**GIVEN PROBLEM:**
Copy out the whole listing exactly as written, leaving the pictures behind.

--*--

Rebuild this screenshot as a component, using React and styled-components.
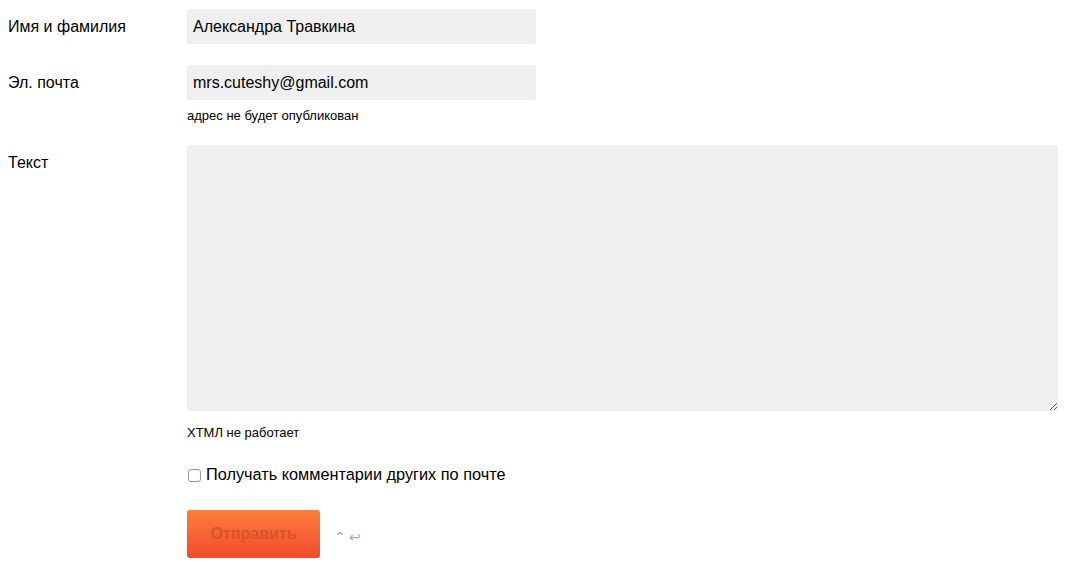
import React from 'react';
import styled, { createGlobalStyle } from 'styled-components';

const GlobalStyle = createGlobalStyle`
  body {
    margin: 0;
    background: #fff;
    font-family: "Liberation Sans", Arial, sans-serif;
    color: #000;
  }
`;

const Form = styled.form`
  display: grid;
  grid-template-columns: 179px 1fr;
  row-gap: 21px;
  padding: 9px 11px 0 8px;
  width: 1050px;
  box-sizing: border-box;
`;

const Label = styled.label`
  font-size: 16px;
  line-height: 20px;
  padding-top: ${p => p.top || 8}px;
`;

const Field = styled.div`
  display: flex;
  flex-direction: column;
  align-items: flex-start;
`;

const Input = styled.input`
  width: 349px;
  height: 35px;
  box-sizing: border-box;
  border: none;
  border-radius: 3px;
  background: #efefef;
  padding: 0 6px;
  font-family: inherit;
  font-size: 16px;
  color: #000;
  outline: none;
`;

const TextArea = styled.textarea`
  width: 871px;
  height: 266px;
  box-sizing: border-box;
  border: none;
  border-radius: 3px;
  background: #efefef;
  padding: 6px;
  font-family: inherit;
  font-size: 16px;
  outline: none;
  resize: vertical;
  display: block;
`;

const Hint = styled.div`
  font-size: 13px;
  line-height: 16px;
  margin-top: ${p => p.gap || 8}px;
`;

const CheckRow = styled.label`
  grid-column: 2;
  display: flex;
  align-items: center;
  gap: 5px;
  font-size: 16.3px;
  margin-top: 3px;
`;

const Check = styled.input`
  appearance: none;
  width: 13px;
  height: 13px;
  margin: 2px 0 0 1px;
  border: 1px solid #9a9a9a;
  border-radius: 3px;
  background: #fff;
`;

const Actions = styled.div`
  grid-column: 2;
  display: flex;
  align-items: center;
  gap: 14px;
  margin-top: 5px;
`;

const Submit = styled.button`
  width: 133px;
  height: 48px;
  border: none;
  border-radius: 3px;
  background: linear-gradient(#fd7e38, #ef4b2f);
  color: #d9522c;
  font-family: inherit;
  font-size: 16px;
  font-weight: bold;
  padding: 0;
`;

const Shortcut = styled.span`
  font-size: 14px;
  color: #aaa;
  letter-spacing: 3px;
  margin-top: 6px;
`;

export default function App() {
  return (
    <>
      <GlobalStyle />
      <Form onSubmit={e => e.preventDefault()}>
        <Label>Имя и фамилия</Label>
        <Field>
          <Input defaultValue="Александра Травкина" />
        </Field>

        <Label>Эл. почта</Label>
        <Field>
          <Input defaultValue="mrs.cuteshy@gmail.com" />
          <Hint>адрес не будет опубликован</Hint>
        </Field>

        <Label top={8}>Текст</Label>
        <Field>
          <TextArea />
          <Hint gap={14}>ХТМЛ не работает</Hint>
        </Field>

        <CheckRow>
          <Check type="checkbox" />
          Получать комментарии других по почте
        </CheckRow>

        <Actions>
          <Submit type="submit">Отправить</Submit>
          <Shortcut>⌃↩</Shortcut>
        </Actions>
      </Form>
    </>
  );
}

--*--

**EXERCISE RESULT:**
Rebuild this screenshot as a component, using React and styled-components.
import React from 'react';
import styled, { createGlobalStyle } from 'styled-components';

const GlobalStyle = createGlobalStyle`
  body {
    margin: 0;
    background: #fff;
    font-family: "Liberation Sans", Arial, sans-serif;
    color: #000;
  }
`;

const Form = styled.form`
  display: grid;
  grid-template-columns: 179px 1fr;
  row-gap: 21px;
  padding: 9px 11px 0 8px;
  width: 1050px;
  box-sizing: border-box;
`;

const Label = styled.label`
  font-size: 16px;
  line-height: 20px;
  padding-top: ${p => p.top || 8}px;
`;

const Field = styled.div`
  display: flex;
  flex-direction: column;
  align-items: flex-start;
`;

const Input = styled.input`
  width: 349px;
  height: 35px;
  box-sizing: border-box;
  border: none;
  border-radius: 3px;
  background: #efefef;
  padding: 0 6px;
  font-family: inherit;
  font-size: 16px;
  color: #000;
  outline: none;
`;

const TextArea = styled.textarea`
  width: 871px;
  height: 266px;
  box-sizing: border-box;
  border: none;
  border-radius: 3px;
  background: #efefef;
  padding: 6px;
  font-family: inherit;
  font-size: 16px;
  outline: none;
  resize: vertical;
  display: block;
`;

const Hint = styled.div`
  font-size: 13px;
  line-height: 16px;
  margin-top: ${p => p.gap || 8}px;
`;

const CheckRow = styled.label`
  grid-column: 2;
  display: flex;
  align-items: center;
  gap: 5px;
  font-size: 16.3px;
  margin-top: 3px;
`;

const Check = styled.input`
  appearance: none;
  width: 13px;
  height: 13px;
  margin: 2px 0 0 1px;
  border: 1px solid #9a9a9a;
  border-radius: 3px;
  background: #fff;
`;

const Actions = styled.div`
  grid-column: 2;
  display: flex;
  align-items: center;
  gap: 14px;
  margin-top: 5px;
`;

const Submit = styled.button`
  width: 133px;
  height: 48px;
  border: none;
  border-radius: 3px;
  background: linear-gradient(#fd7e38, #ef4b2f);
  color: #d9522c;
  font-family: inherit;
  font-size: 16px;
  font-weight: bold;
  padding: 0;
`;

const Shortcut = styled.span`
  font-size: 14px;
  color: #aaa;
  letter-spacing: 3px;
  margin-top: 6px;
`;

export default function App() {
  return (
    <>
      <GlobalStyle />
      <Form onSubmit={e => e.preventDefault()}>
        <Label>Имя и фамилия</Label>
        <Field>
          <Input defaultValue="Александра Травкина" />
        </Field>

        <Label>Эл. почта</Label>
        <Field>
          <Input defaultValue="mrs.cuteshy@gmail.com" />
          <Hint>адрес не будет опубликован</Hint>
        </Field>

        <Label top={8}>Текст</Label>
        <Field>
          <TextArea />
          <Hint gap={14}>ХТМЛ не работает</Hint>
        </Field>

        <CheckRow>
          <Check type="checkbox" />
          Получать комментарии других по почте
        </CheckRow>

        <Actions>
          <Submit type="submit">Отправить</Submit>
          <Shortcut>⌃↩</Shortcut>
        </Actions>
      </Form>
    </>
  );
}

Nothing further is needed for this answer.